A Taste of Home

This Indian store started in Topeka selling traditional Indian goods but expanded to Lawrence and transformed into a multifaceted business: a grocery, restaurant, health and beauty store, and tobacco shop.

| 2019 Q3 | story by Bob Luder | photos by Steven Hertzog
 A Taste of Home

Amrutha Ravikumar, owner of Cosmos Indian Store

When Amrutha Ravikumar made the permanent move to Middle America from her native India in 1995, she figured she had everything she needed. She was reunited with her husband, who had moved to the area years earlier to pursue a master’s degree at the University of Kansas (KU). With a master’s degree herself from a university in India, she had a good job awaiting her in information technology with the State of Kansas.
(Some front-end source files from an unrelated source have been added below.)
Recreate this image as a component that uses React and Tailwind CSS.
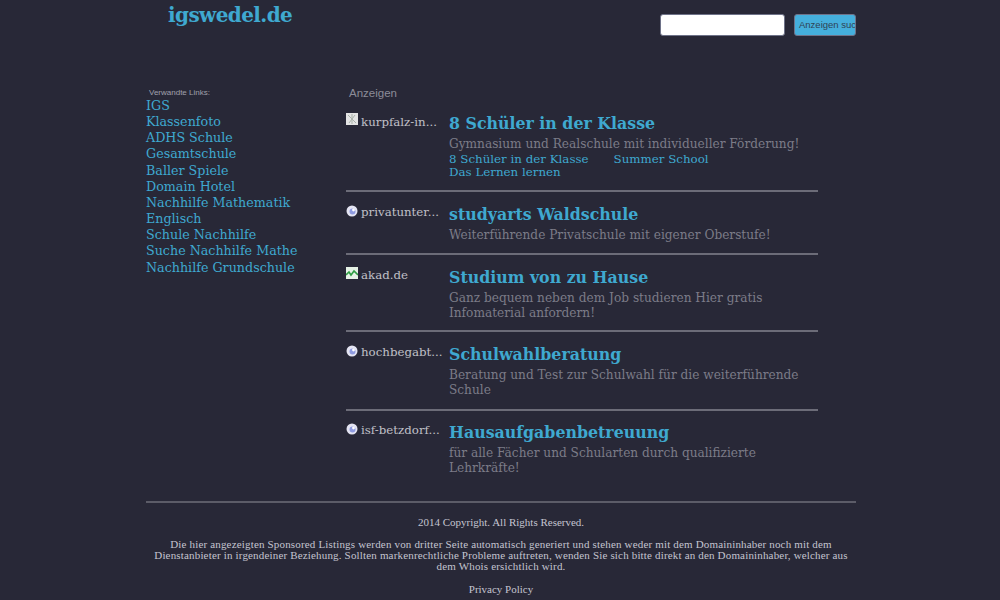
import React from "react";

const sideLinks = [
  "IGS",
  "Klassenfoto",
  "ADHS Schule",
  "Gesamtschule",
  "Baller Spiele",
  "Domain Hotel",
  "Nachhilfe Mathematik Englisch",
  "Schule Nachhilfe",
  "Suche Nachhilfe Mathe",
  "Nachhilfe Grundschule",
];

const Globe = () => (
  <svg width="12" height="12" viewBox="0 0 12 12" className="mt-[1px]">
    <circle cx="6" cy="6" r="5.5" fill="#e4e4f2" />
    <circle cx="6.5" cy="6.5" r="3" fill="#8f9be0" />
    <circle cx="7.5" cy="5" r="1.4" fill="#ffffff" />
  </svg>
);

const Kurpfalz = () => (
  <svg width="12" height="12" viewBox="0 0 12 12">
    <rect width="12" height="12" fill="#e4e4e4" />
    <path d="M2 2l8 8M9 2L3 10M6 1v10" stroke="#a9b2a9" strokeWidth="1" />
  </svg>
);

const Akad = () => (
  <svg width="12" height="12" viewBox="0 0 12 12">
    <rect width="12" height="12" fill="#e6f2e6" />
    <path d="M0 8l3-3 2 3 3-4 4 4" fill="none" stroke="#2f9e44" strokeWidth="1.6" />
  </svg>
);

const ads = [
  {
    icon: <Kurpfalz />,
    domain: "kurpfalz-in...",
    domainCls: "mt-[1px]",
    title: "8 Schüler in der Klasse",
    text: "Gymnasium und Realschule mit individueller Förderung!",
    textCls: "mt-[2px]",
    sub: ["8 Schüler in der Klasse", "Summer School", "Das Lernen lernen"],
    cls: "pt-[12px] pb-[11px]",
  },
  {
    icon: <Globe />,
    domain: "privatunter...",
    title: "studyarts Waldschule",
    text: "Weiterführende Privatschule mit eigener Oberstufe!",
    textCls: "mt-[2px]",
    cls: "pt-[12px] pb-[11px]",
  },
  {
    icon: <Akad />,
    domain: "akad.de",
    title: "Studium von zu Hause",
    text: "Ganz bequem neben dem Job studieren Hier gratis Infomaterial anfordern!",
    textCls: "mt-[2px]",
    cls: "pt-[12px] pb-[10px]",
  },
  {
    icon: <Globe />,
    domain: "hochbegabt...",
    title: "Schulwahlberatung",
    text: "Beratung und Test zur Schulwahl für die weiterführende Schule",
    textCls: "mt-[2px]",
    cls: "pt-[12px] pb-[12px]",
  },
  {
    icon: <Globe />,
    domain: "isf-betzdorf...",
    title: "Hausaufgabenbetreuung",
    text: "für alle Fächer und Schularten durch qualifizierte Lehrkräfte!",
    textCls: "mt-[2px]",
    cls: "pt-[11px] pb-[18px]",
  },
];

export default function App() {
  return (
    <div className="w-full h-[600px] overflow-hidden bg-[#282837] font-['DejaVu_Serif',serif]">
      <div className="w-[710px] ml-[146px]">
        {/* Header */}
        <div className="flex justify-between h-[85px]">
          <a className="ml-[22px] mt-[1px] text-[20px] leading-[28px] font-bold text-[#3fa9d0] tracking-[-0.6px]">igswedel.de</a>
          <div className="flex items-start gap-[9px] pt-[14px]">
            <input className="w-[125px] h-[22px] bg-white rounded-[3px] border border-[#6e7288]" />
            <div className="w-[62px] h-[22px] overflow-hidden whitespace-nowrap rounded-[3px] border border-[#6e7288] bg-[#45afdc] pl-[4px] font-['Liberation_Sans',sans-serif] text-[9.5px] leading-[19px] text-[#2f4254]">
              Anzeigen suchen
            </div>
          </div>
        </div>

        <div className="flex h-[416px]">
          {/* Sidebar */}
          <div className="w-[200px]">
            <div className="pl-[3px] font-['Liberation_Sans',sans-serif] text-[8px] leading-[11px] text-[#a0a0ac] mt-[2px]">Verwandte Links:</div>
            <div className="flex flex-col w-[155px] text-[12.7px] leading-[16.15px] text-[#3fa9d0]">
              {sideLinks.map((l) => (
                <a key={l}>{l}</a>
              ))}
            </div>
          </div>

          {/* Ads */}
          <div className="w-[472px]">
            <div className="pl-[3px] font-['Liberation_Sans',sans-serif] text-[11.5px] leading-[16px] text-[#8c8c98]">Anzeigen</div>
            {ads.map((ad, i) => (
              <div key={ad.domain} className={`flex ${ad.cls} ${i < ads.length - 1 ? "border-b-2 border-[#6c6c78]" : ""}`}>
                <div className="w-[103px] flex gap-[3px] shrink-0">
                  {ad.icon}
                  <span className={`text-[#c0c0c8] text-[11.8px] leading-[16px] whitespace-nowrap ${ad.domainCls || ""}`}>{ad.domain}</span>
                </div>
                <div className="flex-1">
                  <div className="text-[15.8px] leading-[22px] font-bold text-[#3fa9d0]">{ad.title}</div>
                  <div className={`text-[12.15px] leading-[14.5px] text-[#7c7c88] ${ad.textCls}`}>{ad.text}</div>
                  {ad.sub && (
                    <div className="text-[11.85px] leading-[13px] text-[#3fa9d0] mt-[1px]">
                      <a className="mr-[25px]">{ad.sub[0]}</a>
                      <a>{ad.sub[1]}</a>
                      <br />
                      <a>{ad.sub[2]}</a>
                    </div>
                  )}
                </div>
              </div>
            ))}
          </div>
        </div>

        {/* Footer */}
        <div className="border-t-2 border-[#5c5c68] pt-[14px] text-center text-[11px] leading-[11px] text-[#c4c4d0] font-['Liberation_Serif',serif]">
          <p>2014 Copyright. All Rights Reserved.</p>
          <p className="mt-[11px] px-[6px] tracking-[0.17px]">
            Die hier angezeigten Sponsored Listings werden von dritter Seite automatisch generiert und stehen weder mit dem Domaininhaber noch mit dem Dienstanbieter in irgendeiner Beziehung. Sollten markenrechtliche Probleme auftreten, wenden Sie sich bitte direkt an den Domaininhaber, welcher aus dem Whois ersichtlich wird.
          </p>
          <p className="mt-[12px]">Privacy Policy</p>
        </div>
      </div>
    </div>
  );
}
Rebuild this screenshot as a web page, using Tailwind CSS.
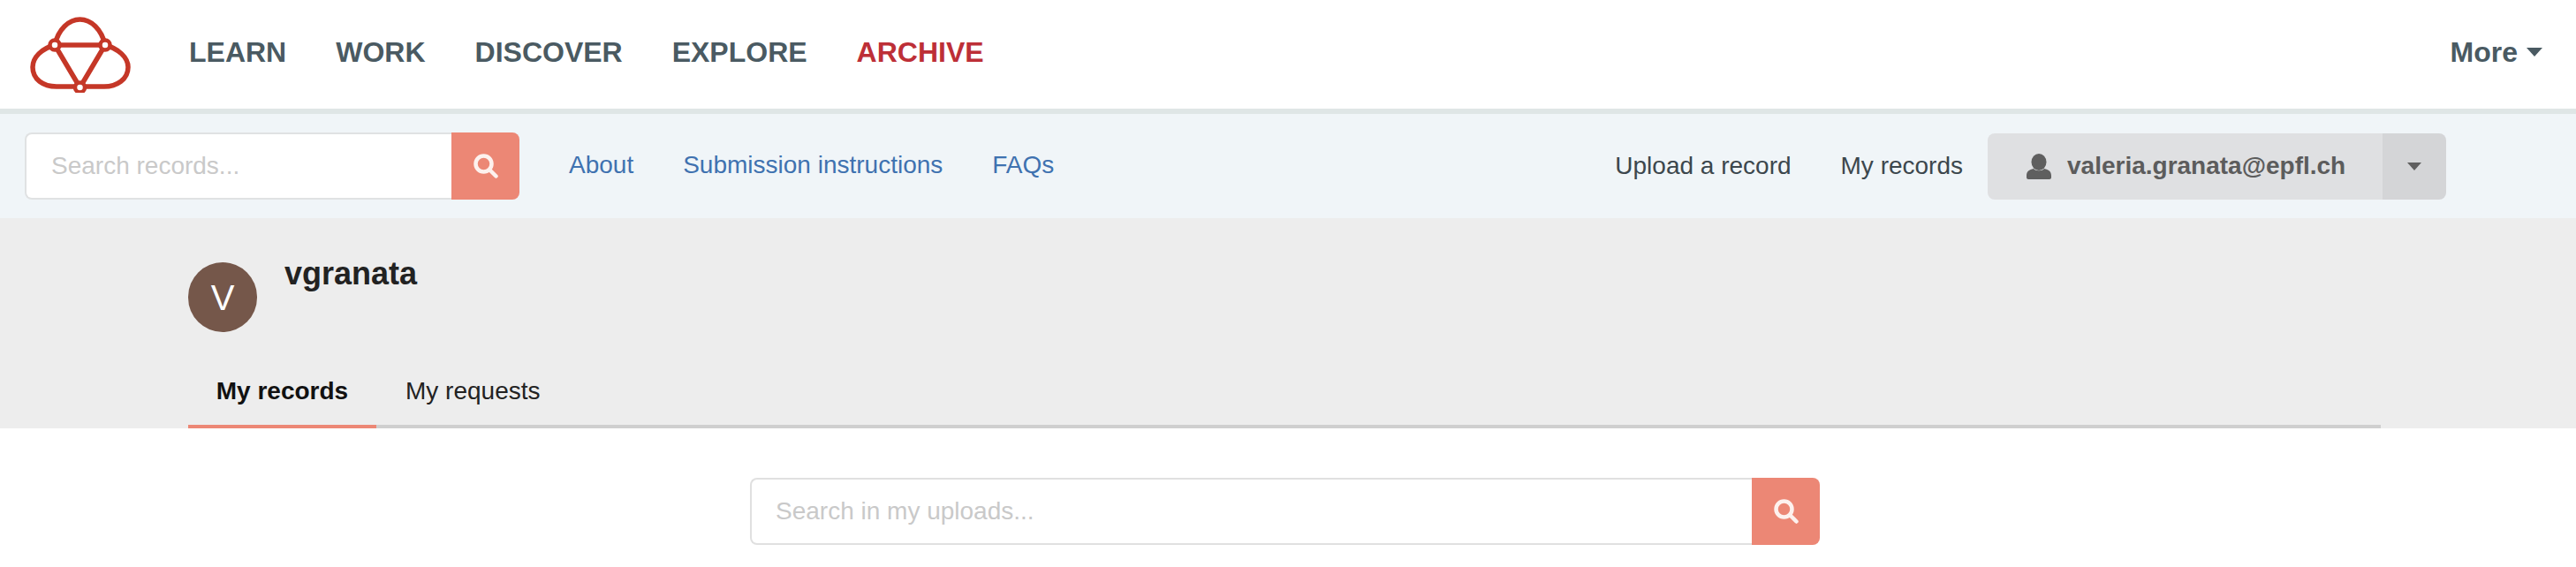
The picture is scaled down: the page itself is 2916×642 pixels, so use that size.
<!DOCTYPE html>
<html>
<head>
<title>My records</title>
<script src="https://cdn.jsdelivr.net/npm/@tailwindcss/browser@4"></script>
</head>
<body class="bg-white font-['Liberation_Sans',Arial,sans-serif] overflow-hidden">
  <!-- top nav -->
  <header class="flex items-center h-[129px] border-b-[6px] border-[#dfe6e6] pl-[30px] pr-[38px]">
    <svg class="w-[120px] h-[90px] shrink-0 -mt-[3px]" viewBox="30 15 120 90" fill="none" stroke="#c53727" stroke-width="5.5">
      <path d="M62 51C47 55 37 65 37 76C37 90 49 98 64 98H118C132 98 145 90 145 76C145 65 134 55 119 51"/>
      <path d="M62 51C66 33 78 22 90.5 22C103 22 115 33 119 51"/>
      <path d="M62 51H119L90.5 99Z" stroke-linejoin="round"/>
      <circle cx="62" cy="51" r="5.5" fill="#fff" stroke-width="4.5"/>
      <circle cx="119" cy="51" r="5.5" fill="#fff" stroke-width="4.5"/>
      <circle cx="90.5" cy="99" r="5.5" fill="#fff" stroke-width="4.5"/>
    </svg>
    <nav class="flex items-center gap-[56px] ml-[64px] pb-[6px] text-[32px] font-bold text-[#4a5a62]">
      <a>LEARN</a>
      <a>WORK</a>
      <a>DISCOVER</a>
      <a>EXPLORE</a>
      <a class="text-[#bd2f37]">ARCHIVE</a>
    </nav>
    <div class="ml-auto flex items-center gap-[10px] pb-[6px] text-[32px] font-bold text-[#4a5a62]">
      <span>More</span>
      <span class="w-0 h-0 border-x-[9px] border-x-transparent border-t-[10px] border-t-[#4a5a62]"></span>
    </div>
  </header>

  <!-- sub nav -->
  <div class="flex items-center h-[118px] bg-[#f0f5f8] pl-[28px] pr-[147px] text-[28px]">
    <form class="flex w-[560px] h-[76px]">
      <input type="text" placeholder="Search records..." class="flex-1 min-w-0 bg-white border-2 border-r-0 border-[#e0e2e3] rounded-l-lg pl-[28px] text-[28px] placeholder:text-[#c9c9c9] outline-none" />
      <button type="button" class="w-[77px] flex items-center justify-center bg-[#ec8775] rounded-r-lg">
        <svg class="w-[28px] h-[28px]" viewBox="0 0 28 28" fill="none" stroke="#fdf1ee" stroke-width="4.5" stroke-linecap="round">
          <circle cx="11.5" cy="11.5" r="9"/>
          <path d="M18.5 18.5L25.5 25.5"/>
        </svg>
      </button>
    </form>
    <div class="flex gap-[56px] ml-[56px] pb-[2px] text-[#3f72b0]">
      <a>About</a>
      <a>Submission instructions</a>
      <a>FAQs</a>
    </div>
    <div class="ml-auto flex items-center text-[#3c474d]">
      <a class="mr-[56px]">Upload a record</a>
      <a class="mr-[28px]">My records</a>
      <div class="flex h-[75px] w-[519px] rounded-lg overflow-hidden font-bold text-[#5c5c5c]">
        <div class="flex-1 flex items-center bg-[#dfe0e2] pl-[44px]">
          <svg class="w-[28px] h-[29px] mr-[18px]" viewBox="0 0 28 29" fill="#5f5f5f">
            <ellipse cx="14" cy="9.5" rx="8.5" ry="9.5"/>
            <path d="M0 25C0 20 3 18 8 17C10 20 18 20 20 17C25 18 28 20 28 25V27C28 28 27 29 26 29H2C1 29 0 28 0 27Z"/>
          </svg>
          <span>valeria.granata@epfl.ch</span>
        </div>
        <div class="w-[72px] flex items-center justify-center bg-[#d4d5d7]">
          <span class="w-0 h-0 border-x-[8px] border-x-transparent border-t-[9px] border-t-[#5f5f5f]"></span>
        </div>
      </div>
    </div>
  </div>

  <!-- user header -->
  <section class="bg-[#ededed] h-[238px] pt-[50px] pl-[213px] pr-[221px]">
    <div class="flex">
      <div class="w-[78px] h-[79px] rounded-full bg-[#75574a] flex items-center justify-center text-white text-[40px]">V</div>
      <h1 class="ml-[31px] -mt-[7px] text-[36px] leading-[40px] font-bold text-[#222]">vgranata</h1>
    </div>
    <div class="flex mt-[35px] h-[74px] border-b-4 border-[#cfcfcf] text-[28px]">
      <a class="w-[213px] -mb-[4px] h-[74px] pb-[6px] flex items-center justify-center border-b-4 border-[#ec8775] font-bold text-[#111]">My records</a>
      <a class="ml-[33px] pb-[6px] flex items-center text-[#222]">My requests</a>
    </div>
  </section>

  <!-- records search -->
  <main class="pt-[56px] pl-[849px]">
    <form class="flex w-[1211px] h-[76px]">
      <input type="text" placeholder="Search in my uploads..." class="flex-1 min-w-0 bg-white border-2 border-r-0 border-[#e0e0e0] rounded-l-lg pl-[27px] text-[28px] placeholder:text-[#c9c9c9] outline-none" />
      <button type="button" class="w-[77px] flex items-center justify-center bg-[#ec8775] rounded-r-lg">
        <svg class="w-[28px] h-[28px]" viewBox="0 0 28 28" fill="none" stroke="#fdf1ee" stroke-width="4.5" stroke-linecap="round">
          <circle cx="11.5" cy="11.5" r="9"/>
          <path d="M18.5 18.5L25.5 25.5"/>
        </svg>
      </button>
    </form>
  </main>
</body>
</html>
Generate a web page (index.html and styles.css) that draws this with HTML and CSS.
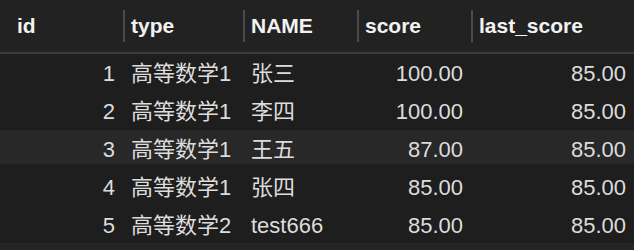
FILE: index.html
```html
<!DOCTYPE html>
<html>
<head>
<meta charset="utf-8">
<link rel="stylesheet" href="styles.css">
</head>
<body>
<div class="grid">
  <div class="head">
    <div class="hc first">id</div>
    <div class="hc">type</div>
    <div class="hc">NAME</div>
    <div class="hc">score</div>
    <div class="hc">last_score</div>
  </div>
  <div class="body">
    <div class="row"><div class="c num">1</div><div class="c">高等数学1</div><div class="c">张三</div><div class="c num">100.00</div><div class="c num">85.00</div></div>
    <div class="row"><div class="c num">2</div><div class="c">高等数学1</div><div class="c">李四</div><div class="c num">100.00</div><div class="c num">85.00</div></div>
    <div class="row alt"><div class="c num">3</div><div class="c">高等数学1</div><div class="c">王五</div><div class="c num">87.00</div><div class="c num">85.00</div></div>
    <div class="row"><div class="c num">4</div><div class="c">高等数学1</div><div class="c">张四</div><div class="c num">85.00</div><div class="c num">85.00</div></div>
    <div class="row"><div class="c num">5</div><div class="c">高等数学2</div><div class="c">test666</div><div class="c num">85.00</div><div class="c num">85.00</div></div>
  </div>
  <div class="foot"></div>
</div>
</body>
</html>
```

FILE: styles.css
```css
html, body {
  margin: 0;
  padding: 0;
  background: #1e1e1e;
}
body {
  font-family: "Liberation Sans", "Noto Sans CJK SC", sans-serif;
  font-size: 22px;
  color: #dcdcdc;
  width: 634px;
  height: 250px;
  overflow: hidden;
}
.grid {
  display: flex;
  flex-direction: column;
}
.head, .row {
  display: grid;
  grid-template-columns: 123px 120px 114px 114px 163px;
}
.head {
  height: 52px;
  align-items: center;
  background: #222222;
  border-bottom: 2px solid #3c3c3c;
}
.hc {
  height: 32px;
  line-height: 32px;
  border-left: 2px solid #4a4a4a;
  padding-left: 6px;
  color: #f2f2f2;
  font-weight: bold;
  font-size: 21px;
}
.hc.first {
  border-left: none;
  padding-left: 17px;
}
.body {
  display: flex;
  flex-direction: column;
  gap: 4px;
}
.row {
  height: 34px;
  box-sizing: border-box;
  padding-top: 6px;
  line-height: 28px;
}
.row.alt {
  background: #282828;
}
.c {
  padding-left: 8px;
  white-space: nowrap;
}
.c.num {
  text-align: right;
  padding-left: 0;
  padding-right: 8px;
}
.foot {
  margin-top: 3px;
  height: 7px;
  background: #252525;
}
```
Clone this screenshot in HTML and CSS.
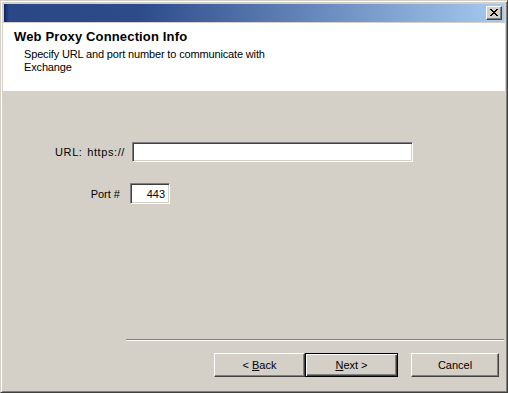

She had a nice home in Topeka, two stable incomes. She seemed to have it all.

Except, there was one thing missing: no taste of home and nowhere—at least, not nearby—to obtain it.

“When I came here in 1995, there was no Indian store in Topeka … none,” Ravikumar says. “People were traveling to Kansas City to the one Indian store in the city. We had to travel for every small need.”

Rather than continue burning fuel back and forth on Interstate 70 between Topeka and Kansas City, Ravikumar decided to take matters into her own hands. Despite having no business education, training or experience in running a business, she opened Cosmos Indian Store in Topeka in 2000. It would carry a variety of traditional Indian groceries, clothing and personal items, giving the growing Indian population—in particular those born and raised in the southern half of the country, near Ravi Kumar’s hometown of Chennai—a place to shop and purchase authentic goods from home.

“I thought it would be a good opportunity to hire some people,” she says. “We started with two employees, but when we started our online shipping and e-commerce business, we had to hire three to four more to help with shipping.”

When the Ravi Kumars’ oldest daughter was ready to enter KU in 2010, the family moved to Lawrence and opened a second Cosmos location on Massachusetts Street. That lasted but a couple years, when Ravikumar determined maintaining her full-time job with the state and two business locations was too much to handle. She closed her Topeka location and expanded services at the Cosmos in Lawrence.

“The Topeka store was a grocery and personal items (store),” she says. “When we moved to Lawrence, we found there was a need for an Indian restaurant specializing in south-Indian cuisine. Customers were asking for it.”

Cosmos Indian Store became Cosmos Indian Store & Café.

“We started the restaurant in 2013,” Ravikumar says, “and now it’s more popular than the groceries.”

About a year after opening the restaurant, Ravikumar relocated Cosmos once again, this time to its current location at 3115 W. Sixth St.

 A Taste of Home

Items at Cosmos Indian Store

A Store for Everyone and Everything

Ravikumar likes to think of Cosmos Indian Store & Café as a “five-in-one store.” It’s an Indian grocery, restaurant, health and beauty store, and tobacco shop, and sells a variety of henna cones and products for Henna art—temporary body tattoos. Cosmos also offers Henna art services, which is a very big attraction, she says.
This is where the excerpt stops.